A Liquidity Angle That Poker Players Actually Care About

The headline hook for the poker crowd is not slots, not live dealer roulette - it’s liquidity. HB4797 includes language that would allow Illinois to join MSIGA, the interstate compact that links regulated online poker player pools across multiple states.

That matters because Illinois (population roughly 12.2 million, per the same report) would be a major booster shot for shared prize pools and cash-game traffic - the lifeblood of sustainable regulated online poker. Pennsylvania was the most recent MSIGA addition, joining in April 2025 - a move confirmed by Pennsylvania’s Gaming Control Board.

The Business Model: Three Skins, Big Tax, Real Fees

If HB4797 reads familiar, that’s because Illinois has tried this line before. iGaming offered only through licensed entities, with a cap of three branded “skins” per license. Where the bill can get spicy — and where lobbying tends to start throwing punches — is the price tag.

Reports show a 25% tax rate, plus a 250.000$ one-time license fee and 100.000$ renewal every four years. For context, the 25% number isn’t new in Illinois iGaming drafting: the full text page for HB3080 also references a 25% privilege tax deposited into the State Gaming Fund.

Aerra Carnicom, CC BY-SA 4.0

Why Illinois Keeps Getting Stuck on This Turn

Illinois is already a heavyweight gambling state, and that cuts both ways. Online sports betting as proof the market is enormous, 1.44 billion$ in sports betting revenue last year and ranking Illinois second nationally - while the Illinois Gaming Board’s own sports wagering reporting hub underscores just how established that ecosystem has become.

But size also means entrenched interests. The recurring fear is cannibalization: established verticals don’t always welcome a new competitor living in everyone’s pocket. The massive video gaming terminal (VGT) footprint and the usual labor concerns tied to brick-and-mortar casino jobs — the same pressure points that have helped previous bills stall in committee.

What Happens Next

Right now, the question isn’t whether Illinois poker players want regulated online tables - it’s whether Springfield can thread the needle between new tax revenue, consumer protection, and the lobbying gravity of existing gambling industries.
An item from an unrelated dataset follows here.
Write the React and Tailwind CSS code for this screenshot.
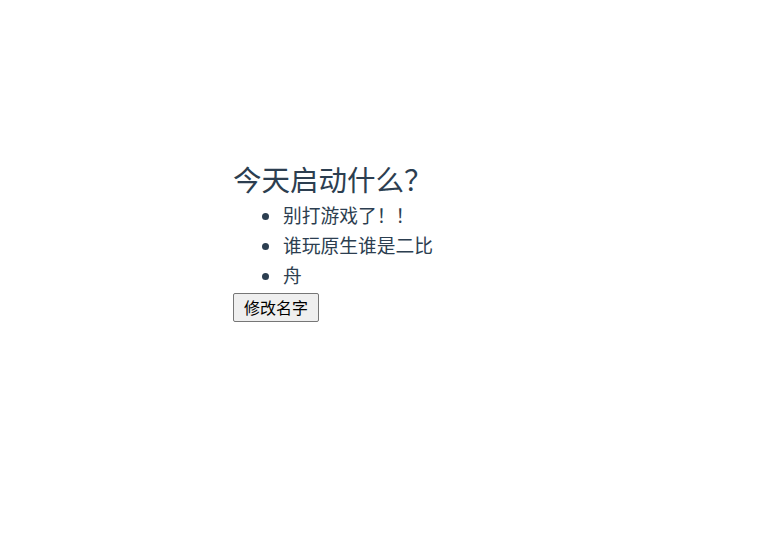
import React from "react";

const items = ["别打游戏了！！", "谁玩原生谁是二比", "舟"];

export default function App() {
  return (
    <div
      className="min-h-[542px] w-[778px] bg-white pl-[233px] pt-[160px] text-[#2c3e50]"
      style={{ fontFamily: '"Noto Sans CJK SC", "Liberation Sans", sans-serif' }}
    >
      <h1 className="text-[28.5px] leading-[38px]">今天启动什么？</h1>
      <ul className="mt-[2px] list-disc pl-[50px] text-[18.75px] leading-[30px]">
        {items.map((t) => (
          <li key={t}>{t}</li>
        ))}
      </ul>
      <button
        type="button"
        className="mt-[3px] inline-flex h-[29px] items-center rounded-[2px] border border-[#767676] bg-[#efefef] px-[10px] pb-[2px] text-[16px] leading-none text-black"
      >
        修改名字
      </button>
    </div>
  );
}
HB4797 is currently assigned to the House Rules Committee, meaning it still has to survive the early procedural grind before any real vote momentum begins.

If it does break through, though, Illinois wouldn’t just be “another state considering online poker.” It would be the kind of population-and-volume add-on that could change the feel of MSIGA itself - bigger fields, deeper guarantees, and a more sustainable ecosystem where regulated poker can finally breathe.